#### RECORDS FOR THIS TASK ####

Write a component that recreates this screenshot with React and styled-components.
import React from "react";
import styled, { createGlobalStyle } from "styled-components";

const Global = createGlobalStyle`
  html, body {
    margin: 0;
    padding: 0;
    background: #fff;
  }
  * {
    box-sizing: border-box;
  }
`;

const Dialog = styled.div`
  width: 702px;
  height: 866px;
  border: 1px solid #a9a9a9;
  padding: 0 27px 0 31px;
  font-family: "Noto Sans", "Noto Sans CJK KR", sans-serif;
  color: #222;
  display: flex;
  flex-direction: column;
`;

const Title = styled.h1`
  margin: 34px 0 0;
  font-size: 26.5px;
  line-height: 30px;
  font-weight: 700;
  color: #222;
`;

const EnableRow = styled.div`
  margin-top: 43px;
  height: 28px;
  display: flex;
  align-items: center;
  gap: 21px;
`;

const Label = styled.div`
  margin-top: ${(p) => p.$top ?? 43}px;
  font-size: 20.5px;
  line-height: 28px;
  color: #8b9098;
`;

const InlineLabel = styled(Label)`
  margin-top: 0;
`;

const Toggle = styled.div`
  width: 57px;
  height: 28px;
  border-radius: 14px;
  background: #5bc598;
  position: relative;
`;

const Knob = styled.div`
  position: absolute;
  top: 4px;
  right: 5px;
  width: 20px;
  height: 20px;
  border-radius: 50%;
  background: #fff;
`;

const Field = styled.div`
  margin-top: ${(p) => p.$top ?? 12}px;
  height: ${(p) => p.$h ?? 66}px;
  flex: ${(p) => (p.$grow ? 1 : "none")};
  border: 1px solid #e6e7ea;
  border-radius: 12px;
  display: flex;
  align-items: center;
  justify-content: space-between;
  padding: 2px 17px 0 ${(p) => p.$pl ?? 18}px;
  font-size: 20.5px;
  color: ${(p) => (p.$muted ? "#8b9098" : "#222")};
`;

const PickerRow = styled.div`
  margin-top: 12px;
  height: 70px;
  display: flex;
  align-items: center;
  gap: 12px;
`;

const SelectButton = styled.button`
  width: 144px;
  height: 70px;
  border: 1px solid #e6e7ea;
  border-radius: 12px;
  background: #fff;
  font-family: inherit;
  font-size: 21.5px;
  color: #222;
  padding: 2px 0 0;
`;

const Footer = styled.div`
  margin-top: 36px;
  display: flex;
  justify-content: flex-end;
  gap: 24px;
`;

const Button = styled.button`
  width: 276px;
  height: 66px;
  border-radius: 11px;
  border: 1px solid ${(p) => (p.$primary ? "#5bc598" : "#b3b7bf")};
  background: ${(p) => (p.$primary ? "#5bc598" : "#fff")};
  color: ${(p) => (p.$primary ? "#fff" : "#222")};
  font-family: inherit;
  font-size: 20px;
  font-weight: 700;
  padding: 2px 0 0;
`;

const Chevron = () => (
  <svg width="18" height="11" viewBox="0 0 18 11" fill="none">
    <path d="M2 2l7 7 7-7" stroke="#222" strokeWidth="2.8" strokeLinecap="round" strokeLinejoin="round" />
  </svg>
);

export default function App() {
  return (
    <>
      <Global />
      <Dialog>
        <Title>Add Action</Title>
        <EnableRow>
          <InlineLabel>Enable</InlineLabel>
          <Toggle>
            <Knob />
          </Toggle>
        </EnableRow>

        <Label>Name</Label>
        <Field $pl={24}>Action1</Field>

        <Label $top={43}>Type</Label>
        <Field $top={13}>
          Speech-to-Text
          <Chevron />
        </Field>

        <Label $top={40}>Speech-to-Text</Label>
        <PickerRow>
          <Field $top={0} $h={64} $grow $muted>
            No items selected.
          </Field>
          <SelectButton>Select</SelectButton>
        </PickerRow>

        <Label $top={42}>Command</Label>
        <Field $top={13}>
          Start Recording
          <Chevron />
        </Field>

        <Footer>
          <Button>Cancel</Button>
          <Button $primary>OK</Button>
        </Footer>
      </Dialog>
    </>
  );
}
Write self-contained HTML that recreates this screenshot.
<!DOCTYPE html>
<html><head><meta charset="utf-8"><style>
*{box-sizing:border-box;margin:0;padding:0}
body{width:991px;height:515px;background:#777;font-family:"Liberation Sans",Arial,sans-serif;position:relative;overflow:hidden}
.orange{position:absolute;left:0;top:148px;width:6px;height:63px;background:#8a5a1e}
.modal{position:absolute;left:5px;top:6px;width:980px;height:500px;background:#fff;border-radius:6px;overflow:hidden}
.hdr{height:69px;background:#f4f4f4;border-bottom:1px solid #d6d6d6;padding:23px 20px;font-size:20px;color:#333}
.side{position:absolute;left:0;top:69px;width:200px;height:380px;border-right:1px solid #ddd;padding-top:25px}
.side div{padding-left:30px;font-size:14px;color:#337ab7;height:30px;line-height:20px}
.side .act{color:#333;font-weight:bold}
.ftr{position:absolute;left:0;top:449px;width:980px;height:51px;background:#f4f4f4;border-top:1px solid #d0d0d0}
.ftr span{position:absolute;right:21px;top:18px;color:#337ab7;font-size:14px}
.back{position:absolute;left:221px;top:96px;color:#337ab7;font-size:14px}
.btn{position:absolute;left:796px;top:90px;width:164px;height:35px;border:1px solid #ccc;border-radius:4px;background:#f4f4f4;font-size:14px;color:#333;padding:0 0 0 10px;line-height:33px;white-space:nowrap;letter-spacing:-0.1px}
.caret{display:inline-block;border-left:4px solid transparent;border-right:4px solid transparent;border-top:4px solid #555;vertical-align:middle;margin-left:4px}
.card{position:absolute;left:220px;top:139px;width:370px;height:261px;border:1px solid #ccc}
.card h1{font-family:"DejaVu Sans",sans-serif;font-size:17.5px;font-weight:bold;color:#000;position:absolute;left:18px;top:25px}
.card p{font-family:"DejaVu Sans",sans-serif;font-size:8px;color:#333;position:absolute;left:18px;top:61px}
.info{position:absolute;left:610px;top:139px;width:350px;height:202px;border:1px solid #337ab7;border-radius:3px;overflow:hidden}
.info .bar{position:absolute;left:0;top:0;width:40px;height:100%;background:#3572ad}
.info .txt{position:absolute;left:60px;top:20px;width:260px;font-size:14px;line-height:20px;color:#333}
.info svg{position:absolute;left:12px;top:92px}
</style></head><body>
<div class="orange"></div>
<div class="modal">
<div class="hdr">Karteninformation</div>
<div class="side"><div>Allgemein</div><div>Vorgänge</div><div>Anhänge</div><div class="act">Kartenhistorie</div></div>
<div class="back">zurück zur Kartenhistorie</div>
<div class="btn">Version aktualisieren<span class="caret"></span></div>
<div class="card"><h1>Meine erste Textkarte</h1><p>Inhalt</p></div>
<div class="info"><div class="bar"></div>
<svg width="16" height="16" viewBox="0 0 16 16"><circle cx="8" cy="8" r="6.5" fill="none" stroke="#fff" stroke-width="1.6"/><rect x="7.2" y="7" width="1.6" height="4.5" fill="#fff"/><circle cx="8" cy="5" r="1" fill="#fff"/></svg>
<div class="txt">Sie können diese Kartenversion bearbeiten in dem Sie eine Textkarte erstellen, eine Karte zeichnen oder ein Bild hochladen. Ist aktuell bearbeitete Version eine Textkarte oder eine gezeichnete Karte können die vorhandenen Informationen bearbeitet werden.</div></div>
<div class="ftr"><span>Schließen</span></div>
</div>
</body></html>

####

From the listing above, reproduce all the lines exactly.

-- SOLUTION BELOW --
Write a component that recreates this screenshot with React and styled-components.
import React from "react";
import styled, { createGlobalStyle } from "styled-components";

const Global = createGlobalStyle`
  html, body {
    margin: 0;
    padding: 0;
    background: #fff;
  }
  * {
    box-sizing: border-box;
  }
`;

const Dialog = styled.div`
  width: 702px;
  height: 866px;
  border: 1px solid #a9a9a9;
  padding: 0 27px 0 31px;
  font-family: "Noto Sans", "Noto Sans CJK KR", sans-serif;
  color: #222;
  display: flex;
  flex-direction: column;
`;

const Title = styled.h1`
  margin: 34px 0 0;
  font-size: 26.5px;
  line-height: 30px;
  font-weight: 700;
  color: #222;
`;

const EnableRow = styled.div`
  margin-top: 43px;
  height: 28px;
  display: flex;
  align-items: center;
  gap: 21px;
`;

const Label = styled.div`
  margin-top: ${(p) => p.$top ?? 43}px;
  font-size: 20.5px;
  line-height: 28px;
  color: #8b9098;
`;

const InlineLabel = styled(Label)`
  margin-top: 0;
`;

const Toggle = styled.div`
  width: 57px;
  height: 28px;
  border-radius: 14px;
  background: #5bc598;
  position: relative;
`;

const Knob = styled.div`
  position: absolute;
  top: 4px;
  right: 5px;
  width: 20px;
  height: 20px;
  border-radius: 50%;
  background: #fff;
`;

const Field = styled.div`
  margin-top: ${(p) => p.$top ?? 12}px;
  height: ${(p) => p.$h ?? 66}px;
  flex: ${(p) => (p.$grow ? 1 : "none")};
  border: 1px solid #e6e7ea;
  border-radius: 12px;
  display: flex;
  align-items: center;
  justify-content: space-between;
  padding: 2px 17px 0 ${(p) => p.$pl ?? 18}px;
  font-size: 20.5px;
  color: ${(p) => (p.$muted ? "#8b9098" : "#222")};
`;

const PickerRow = styled.div`
  margin-top: 12px;
  height: 70px;
  display: flex;
  align-items: center;
  gap: 12px;
`;

const SelectButton = styled.button`
  width: 144px;
  height: 70px;
  border: 1px solid #e6e7ea;
  border-radius: 12px;
  background: #fff;
  font-family: inherit;
  font-size: 21.5px;
  color: #222;
  padding: 2px 0 0;
`;

const Footer = styled.div`
  margin-top: 36px;
  display: flex;
  justify-content: flex-end;
  gap: 24px;
`;

const Button = styled.button`
  width: 276px;
  height: 66px;
  border-radius: 11px;
  border: 1px solid ${(p) => (p.$primary ? "#5bc598" : "#b3b7bf")};
  background: ${(p) => (p.$primary ? "#5bc598" : "#fff")};
  color: ${(p) => (p.$primary ? "#fff" : "#222")};
  font-family: inherit;
  font-size: 20px;
  font-weight: 700;
  padding: 2px 0 0;
`;

const Chevron = () => (
  <svg width="18" height="11" viewBox="0 0 18 11" fill="none">
    <path d="M2 2l7 7 7-7" stroke="#222" strokeWidth="2.8" strokeLinecap="round" strokeLinejoin="round" />
  </svg>
);

export default function App() {
  return (
    <>
      <Global />
      <Dialog>
        <Title>Add Action</Title>
        <EnableRow>
          <InlineLabel>Enable</InlineLabel>
          <Toggle>
            <Knob />
          </Toggle>
        </EnableRow>

        <Label>Name</Label>
        <Field $pl={24}>Action1</Field>

        <Label $top={43}>Type</Label>
        <Field $top={13}>
          Speech-to-Text
          <Chevron />
        </Field>

        <Label $top={40}>Speech-to-Text</Label>
        <PickerRow>
          <Field $top={0} $h={64} $grow $muted>
            No items selected.
          </Field>
          <SelectButton>Select</SelectButton>
        </PickerRow>

        <Label $top={42}>Command</Label>
        <Field $top={13}>
          Start Recording
          <Chevron />
        </Field>

        <Footer>
          <Button>Cancel</Button>
          <Button $primary>OK</Button>
        </Footer>
      </Dialog>
    </>
  );
}
Write self-contained HTML that recreates this screenshot.
<!DOCTYPE html>
<html><head><meta charset="utf-8"><style>
*{box-sizing:border-box;margin:0;padding:0}
body{width:991px;height:515px;background:#777;font-family:"Liberation Sans",Arial,sans-serif;position:relative;overflow:hidden}
.orange{position:absolute;left:0;top:148px;width:6px;height:63px;background:#8a5a1e}
.modal{position:absolute;left:5px;top:6px;width:980px;height:500px;background:#fff;border-radius:6px;overflow:hidden}
.hdr{height:69px;background:#f4f4f4;border-bottom:1px solid #d6d6d6;padding:23px 20px;font-size:20px;color:#333}
.side{position:absolute;left:0;top:69px;width:200px;height:380px;border-right:1px solid #ddd;padding-top:25px}
.side div{padding-left:30px;font-size:14px;color:#337ab7;height:30px;line-height:20px}
.side .act{color:#333;font-weight:bold}
.ftr{position:absolute;left:0;top:449px;width:980px;height:51px;background:#f4f4f4;border-top:1px solid #d0d0d0}
.ftr span{position:absolute;right:21px;top:18px;color:#337ab7;font-size:14px}
.back{position:absolute;left:221px;top:96px;color:#337ab7;font-size:14px}
.btn{position:absolute;left:796px;top:90px;width:164px;height:35px;border:1px solid #ccc;border-radius:4px;background:#f4f4f4;font-size:14px;color:#333;padding:0 0 0 10px;line-height:33px;white-space:nowrap;letter-spacing:-0.1px}
.caret{display:inline-block;border-left:4px solid transparent;border-right:4px solid transparent;border-top:4px solid #555;vertical-align:middle;margin-left:4px}
.card{position:absolute;left:220px;top:139px;width:370px;height:261px;border:1px solid #ccc}
.card h1{font-family:"DejaVu Sans",sans-serif;font-size:17.5px;font-weight:bold;color:#000;position:absolute;left:18px;top:25px}
.card p{font-family:"DejaVu Sans",sans-serif;font-size:8px;color:#333;position:absolute;left:18px;top:61px}
.info{position:absolute;left:610px;top:139px;width:350px;height:202px;border:1px solid #337ab7;border-radius:3px;overflow:hidden}
.info .bar{position:absolute;left:0;top:0;width:40px;height:100%;background:#3572ad}
.info .txt{position:absolute;left:60px;top:20px;width:260px;font-size:14px;line-height:20px;color:#333}
.info svg{position:absolute;left:12px;top:92px}
</style></head><body>
<div class="orange"></div>
<div class="modal">
<div class="hdr">Karteninformation</div>
<div class="side"><div>Allgemein</div><div>Vorgänge</div><div>Anhänge</div><div class="act">Kartenhistorie</div></div>
<div class="back">zurück zur Kartenhistorie</div>
<div class="btn">Version aktualisieren<span class="caret"></span></div>
<div class="card"><h1>Meine erste Textkarte</h1><p>Inhalt</p></div>
<div class="info"><div class="bar"></div>
<svg width="16" height="16" viewBox="0 0 16 16"><circle cx="8" cy="8" r="6.5" fill="none" stroke="#fff" stroke-width="1.6"/><rect x="7.2" y="7" width="1.6" height="4.5" fill="#fff"/><circle cx="8" cy="5" r="1" fill="#fff"/></svg>
<div class="txt">Sie können diese Kartenversion bearbeiten in dem Sie eine Textkarte erstellen, eine Karte zeichnen oder ein Bild hochladen. Ist aktuell bearbeitete Version eine Textkarte oder eine gezeichnete Karte können die vorhandenen Informationen bearbeitet werden.</div></div>
<div class="ftr"><span>Schließen</span></div>
</div>
</body></html>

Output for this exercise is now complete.